Supplied material:
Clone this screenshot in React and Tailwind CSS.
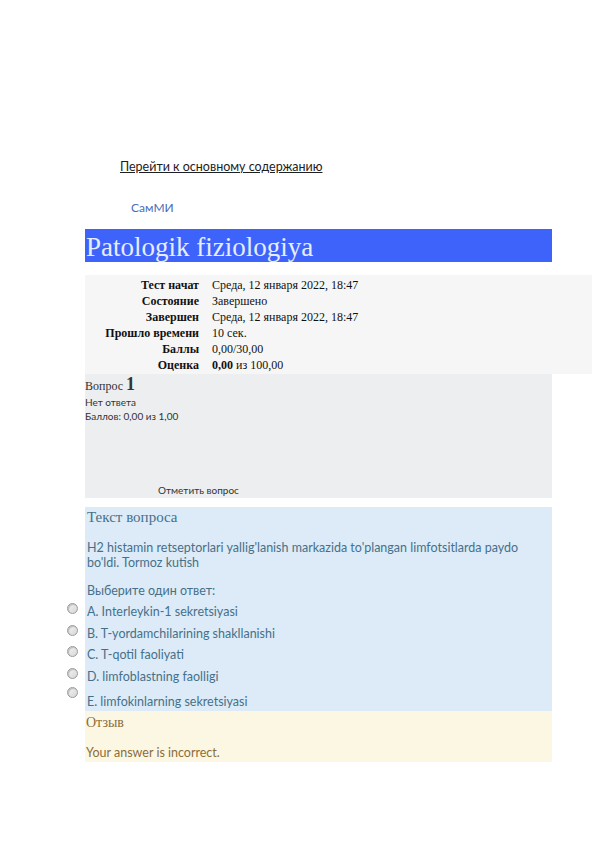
const SUMMARY = [
  ['Тест начат', 'Среда, 12 января 2022, 18:47'],
  ['Состояние', 'Завершено'],
  ['Завершен', 'Среда, 12 января 2022, 18:47'],
  ['Прошло времени', '10 сек.'],
  ['Баллы', '0,00/30,00'],
  ['Оценка', null],
];

const OPTIONS = [
  'A. Interleykin-1 sekretsiyasi',
  'B. T-yordamchilarining shakllanishi',
  'C. T-qotil faoliyati',
  'D. limfoblastning faolligi',
  'E. limfokinlarning sekretsiyasi',
];

const serif = "font-['Liberation_Serif','Times_New_Roman',serif]";
const sans = "font-['Lato','Open_Sans',sans-serif]";

function Radio() {
  return (
    <span className="block w-[11px] h-[11px] rounded-full border border-[#9a9a9a] bg-gradient-to-br from-[#f4f4f4] to-[#d6d6d6] shadow-[inset_1px_1px_1px_rgba(0,0,0,0.2)]" />
  );
}

export default function App() {
  return (
    <div className={`w-[596px] min-h-[842px] bg-white pt-[159px] ${sans}`}>
      <a href="#" className="block ml-[120px] text-[12.5px] leading-[16px] text-[#1d2125] underline">
        Перейти к основному содержанию
      </a>
      <div className="ml-[131px] mt-[25px] text-[12px] leading-[16px] text-[#4a6db8]">СамМИ</div>

      <div className="ml-[85px] mt-[13px]">
        <div className="w-[467px] h-[33px] bg-[#3e63fb] flex items-center">
          <h1 className={`${serif} text-[27px] leading-none text-[#e6edff] pl-[1px] pt-[3px]`}>Patologik fiziologiya</h1>
        </div>

        <div className={`${serif} w-[507px] mt-[13px] bg-[#f6f6f6] pt-[2px] pb-[1px] text-[12px] text-[#111]`}>
          {SUMMARY.map(([k, v]) => (
            <div key={k} className="flex leading-[16px] h-[16px]">
              <div className="w-[114px] text-right font-bold">{k}</div>
              <div className="pl-[13px]">
                {v ?? (<><b>0,00</b> из 100,00</>)}
              </div>
            </div>
          ))}
        </div>

        <div className="w-[467px] h-[124px] bg-[#eceef0] flex flex-col text-[#333]">
          <div className="mt-[1px] leading-[18px] text-[12px]">
            <span className={serif}>Вопрос </span>
            <span className={`${serif} font-bold text-[18px]`}>1</span>
          </div>
          <div className="text-[10px] leading-[14px] text-[#333]">Нет ответа</div>
          <div className="text-[10px] leading-[14px] text-[#333]">Баллов: 0,00 из 1,00</div>
          <div className="mt-auto mb-[1px] ml-[73px] text-[10px] leading-[14px] text-[#333]">Отметить вопрос</div>
        </div>

        <div className="w-[467px] mt-[9px] bg-[#dcebf7] pl-[2px] pr-[20px] text-[#46708a]">
          <div className={`${serif} text-[15px] leading-[20px]`}>Текст вопроса</div>
          <p className="mt-[13px] text-[12.5px] leading-[15px]">
            H2 histamin retseptorlari yallig'lanish markazida to'plangan limfotsitlarda paydo bo'ldi. Tormoz kutish
          </p>
          <div className="mt-[13px] text-[12.5px] leading-[15px]">Выберите один ответ:</div>
          <div className="mt-[6px]">
            {OPTIONS.map((o, i) => (
              <div key={o} className={`relative leading-[16px] text-[12.5px] ${i === 4 ? 'h-[21px] pt-[4px]' : 'h-[21.5px]'}`}>
                <span className={`absolute left-[-20px] ${i === 4 ? 'top-[-3px]' : 'top-[-1px]'}`}><Radio /></span>
                {o}
              </div>
            ))}
          </div>
        </div>

        <div className="w-[467px] bg-[#fcf7e3] pt-[3px] pb-[2px] pl-[1px] text-[#8a6d3b]">
          <div className={`${serif} text-[14px] leading-[18px]`}>Отзыв</div>
          <div className="mt-[13px] text-[12.5px] leading-[15px]">Your answer is incorrect.</div>
        </div>
      </div>
    </div>
  );
}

What to produce: Copy the material above exactly and drop the pictures.

Task solution:
Clone this screenshot in React and Tailwind CSS.
const SUMMARY = [
  ['Тест начат', 'Среда, 12 января 2022, 18:47'],
  ['Состояние', 'Завершено'],
  ['Завершен', 'Среда, 12 января 2022, 18:47'],
  ['Прошло времени', '10 сек.'],
  ['Баллы', '0,00/30,00'],
  ['Оценка', null],
];

const OPTIONS = [
  'A. Interleykin-1 sekretsiyasi',
  'B. T-yordamchilarining shakllanishi',
  'C. T-qotil faoliyati',
  'D. limfoblastning faolligi',
  'E. limfokinlarning sekretsiyasi',
];

const serif = "font-['Liberation_Serif','Times_New_Roman',serif]";
const sans = "font-['Lato','Open_Sans',sans-serif]";

function Radio() {
  return (
    <span className="block w-[11px] h-[11px] rounded-full border border-[#9a9a9a] bg-gradient-to-br from-[#f4f4f4] to-[#d6d6d6] shadow-[inset_1px_1px_1px_rgba(0,0,0,0.2)]" />
  );
}

export default function App() {
  return (
    <div className={`w-[596px] min-h-[842px] bg-white pt-[159px] ${sans}`}>
      <a href="#" className="block ml-[120px] text-[12.5px] leading-[16px] text-[#1d2125] underline">
        Перейти к основному содержанию
      </a>
      <div className="ml-[131px] mt-[25px] text-[12px] leading-[16px] text-[#4a6db8]">СамМИ</div>

      <div className="ml-[85px] mt-[13px]">
        <div className="w-[467px] h-[33px] bg-[#3e63fb] flex items-center">
          <h1 className={`${serif} text-[27px] leading-none text-[#e6edff] pl-[1px] pt-[3px]`}>Patologik fiziologiya</h1>
        </div>

        <div className={`${serif} w-[507px] mt-[13px] bg-[#f6f6f6] pt-[2px] pb-[1px] text-[12px] text-[#111]`}>
          {SUMMARY.map(([k, v]) => (
            <div key={k} className="flex leading-[16px] h-[16px]">
              <div className="w-[114px] text-right font-bold">{k}</div>
              <div className="pl-[13px]">
                {v ?? (<><b>0,00</b> из 100,00</>)}
              </div>
            </div>
          ))}
        </div>

        <div className="w-[467px] h-[124px] bg-[#eceef0] flex flex-col text-[#333]">
          <div className="mt-[1px] leading-[18px] text-[12px]">
            <span className={serif}>Вопрос </span>
            <span className={`${serif} font-bold text-[18px]`}>1</span>
          </div>
          <div className="text-[10px] leading-[14px] text-[#333]">Нет ответа</div>
          <div className="text-[10px] leading-[14px] text-[#333]">Баллов: 0,00 из 1,00</div>
          <div className="mt-auto mb-[1px] ml-[73px] text-[10px] leading-[14px] text-[#333]">Отметить вопрос</div>
        </div>

        <div className="w-[467px] mt-[9px] bg-[#dcebf7] pl-[2px] pr-[20px] text-[#46708a]">
          <div className={`${serif} text-[15px] leading-[20px]`}>Текст вопроса</div>
          <p className="mt-[13px] text-[12.5px] leading-[15px]">
            H2 histamin retseptorlari yallig'lanish markazida to'plangan limfotsitlarda paydo bo'ldi. Tormoz kutish
          </p>
          <div className="mt-[13px] text-[12.5px] leading-[15px]">Выберите один ответ:</div>
          <div className="mt-[6px]">
            {OPTIONS.map((o, i) => (
              <div key={o} className={`relative leading-[16px] text-[12.5px] ${i === 4 ? 'h-[21px] pt-[4px]' : 'h-[21.5px]'}`}>
                <span className={`absolute left-[-20px] ${i === 4 ? 'top-[-3px]' : 'top-[-1px]'}`}><Radio /></span>
                {o}
              </div>
            ))}
          </div>
        </div>

        <div className="w-[467px] bg-[#fcf7e3] pt-[3px] pb-[2px] pl-[1px] text-[#8a6d3b]">
          <div className={`${serif} text-[14px] leading-[18px]`}>Отзыв</div>
          <div className="mt-[13px] text-[12.5px] leading-[15px]">Your answer is incorrect.</div>
        </div>
      </div>
    </div>
  );
}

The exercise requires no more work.